The first and most obvious point is that it is completely immoral for suppliers to sell horse meat under false pretences. There is absolutely no excuse for making misleading claims on food packaging. If it says beef on the packet, then beef it should contain. Just as a chicken based ready meal should contain only chicken meat and a vegetarian ready meal should contain no meat at all. This scandal hasn't just damaged consumer faith in supposedly beef based ready meals, it has given consumers reason to doubt food packaging in general. If a giant brand name like Findus can get away with selling horse meat as beef for many months, you don't need to be a die-hard cynic to begin wondering whether other processed foods might be contaminated with unstated ingredients.
Another point worth mentioning is that many "beef products", including meat pies and pasties labeled as Halal were found to be contaminated with pig meat too. Perhaps not that much of a concern to most British meat eaters, but to those of the Jewish or Islamic faiths a much more serious issue.
The scandal has lifted the lid on a shady pan European meat trade where shipments of Romanian horse meat passed through several French companies before ending up in Luxembourg where it was processed into ready meals for distribution to the UK, France, Ireland, Sweden, Spain and the Netherlands. This whole shady meat trade seems to be in contravention of French food traceability laws that were introduced as a response to the BSE crisis of the 1990s.If the legislation is being ignored on an industrial scale it is actually worse than nothing, since unscrupulous meat traders can make a tidy profit missielling dodgy meat, whilst honest traders are left to carry the financial burden of compliance with (what I believe to be a reasonably sensible) law.

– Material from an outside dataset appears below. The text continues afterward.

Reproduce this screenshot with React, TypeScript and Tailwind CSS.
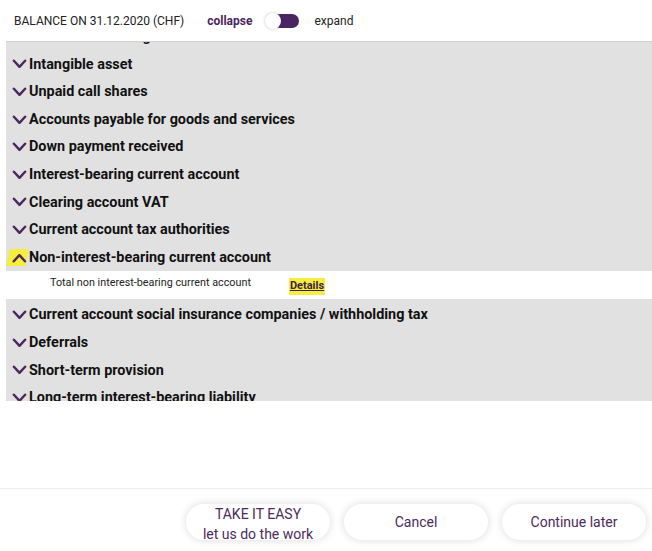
import { useState } from "react";

const before = [
  "Intangible asset",
  "Unpaid call shares",
  "Accounts payable for goods and services",
  "Down payment received",
  "Interest-bearing current account",
  "Clearing account VAT",
  "Current account tax authorities",
];

const after = [
  "Current account social insurance companies / withholding tax",
  "Deferrals",
  "Short-term provision",
  "Long-term interest-bearing liability",
];

function Chevron({ up = false }: { up?: boolean }) {
  return (
    <svg
      viewBox="0 0 16 10"
      className="h-[10px] w-[15px] shrink-0"
      fill="none"
      stroke="#4b2660"
      strokeWidth={2.6}
      strokeLinecap="round"
      strokeLinejoin="round"
    >
      {up ? <path d="M2 8.5 8 2l6 6.5" /> : <path d="M2 1.5 8 8l6-6.5" />}
    </svg>
  );
}

function Row({ label }: { label: string }) {
  return (
    <div className="flex h-[27.6px] items-center gap-[2px] pl-[6px] text-[14.4px] font-bold text-[#111]">
      <Chevron />
      <span>{label}</span>
    </div>
  );
}

export default function App() {
  const [expanded, setExpanded] = useState(true);

  return (
    <div className="flex h-[551px] w-[652px] flex-col bg-white font-['Roboto',sans-serif]">
      <div className="flex h-[41px] items-center pl-[14px] text-[12px] text-[#222]">
        <span>BALANCE ON 31.12.2020 (CHF)</span>
        <span className="ml-[23px] font-bold text-[#4b2660]">collapse</span>
        <button
          onClick={() => setExpanded(!expanded)}
          className="relative ml-[13px] h-[16px] w-[34px]"
        >
          <span className="absolute right-0 top-[1px] h-[14px] w-[26px] rounded-full bg-[#4b2466]" />
          <span className="absolute left-0 top-0 h-[16px] w-[16px] rounded-full bg-white shadow-[0_0_3px_rgba(0,0,0,0.25)]" />
        </button>
        <span className="ml-[15px]">expand</span>
      </div>

      <div className="ml-[6px] h-[360px] overflow-hidden border-t border-[#d0d0d0] bg-[#e1e1e1]">
        <div className="-mt-[19px]">
          <Row label="Immaterial holdings" />
          {before.map((l) => (
            <Row key={l} label={l} />
          ))}
          <div className="flex h-[27.6px] items-center gap-[2px] pl-[6px] text-[14.4px] font-bold text-[#111]">
            <span className="-ml-[4px] flex h-[17px] -skew-x-12 items-center bg-[#f5ee3a] pl-[4px]">
              <span className="skew-x-12">
                <Chevron up />
              </span>
            </span>
            <span>Non-interest-bearing current account</span>
          </div>
          <div className="flex h-[28px] items-start bg-white pt-[4px] text-[10.8px] text-[#222]">
            <span className="pl-[44px]">Total non interest-bearing current account</span>
            <span className="ml-[38px] mt-[3px] bg-[#f5ee3a] px-[1px] text-[11px] font-bold text-[#3d1e50] underline">
              Details
            </span>
          </div>
          <div className="pt-[2px]">
            {after.map((l) => (
              <Row key={l} label={l} />
            ))}
          </div>
        </div>
      </div>

      <div className="flex-1" />

      <div className="flex h-[63px] items-start justify-end gap-[14px] border-t border-[#ececec] pr-[6px] pt-[15px] text-[14px] text-[#4b2a5e]">
        <button className="flex h-[36px] w-[144px] flex-col items-center justify-start overflow-hidden rounded-full bg-white leading-[20px] shadow-[0_0_8px_rgba(0,0,0,0.15)]">
          <span>TAKE IT EASY</span>
          <span>let us do the work</span>
        </button>
        <button className="h-[36px] w-[144px] rounded-full bg-white shadow-[0_0_8px_rgba(0,0,0,0.15)]">
          Cancel
        </button>
        <button className="h-[36px] w-[144px] rounded-full bg-white shadow-[0_0_8px_rgba(0,0,0,0.15)]">
          Continue later
        </button>
      </div>
    </div>
  );
}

The French food authorities must come under scrutiny for having allowed this to happen, but so too should the UK Food Standards Agency who allowed the misselling of horse meat to go on for many months, only waking up to the scandal after the Irish Food Safety Authority had done all of the legwork.
Mechanically Separated Chicken; another reason to avoid processed foods |
This European demand for horse meat has led to another element to the horse meat scandal. Since the horse meat scandal broke it has come to light that a small percentage of British slaughtered horse meat bound for European markets (an export market of thousands of horse carcasses a year that very few people had heard of before the horse meat scandal broke) has been found to be contaminated with a drug called phenylbutazone (bute), which is banned for human consumption. Here too, the Food Standards Agency has come in for deserved criticism.
In my opinion, probably the most important issue stemming from the horse meat scandal is that it is further evidence of hidden inflation. The practice of replacing the beef in processed foods with much cheaper horse meat, obtained through a dodgy and opaque pan European meat trading network is a clear example of hidden inflation. The inflation is hidden because the customer is still paying the same price for their ready meal beef lasagna, but the inflation still exists because the value and quality of the product has been debased in order to reduce production costs and increase profits.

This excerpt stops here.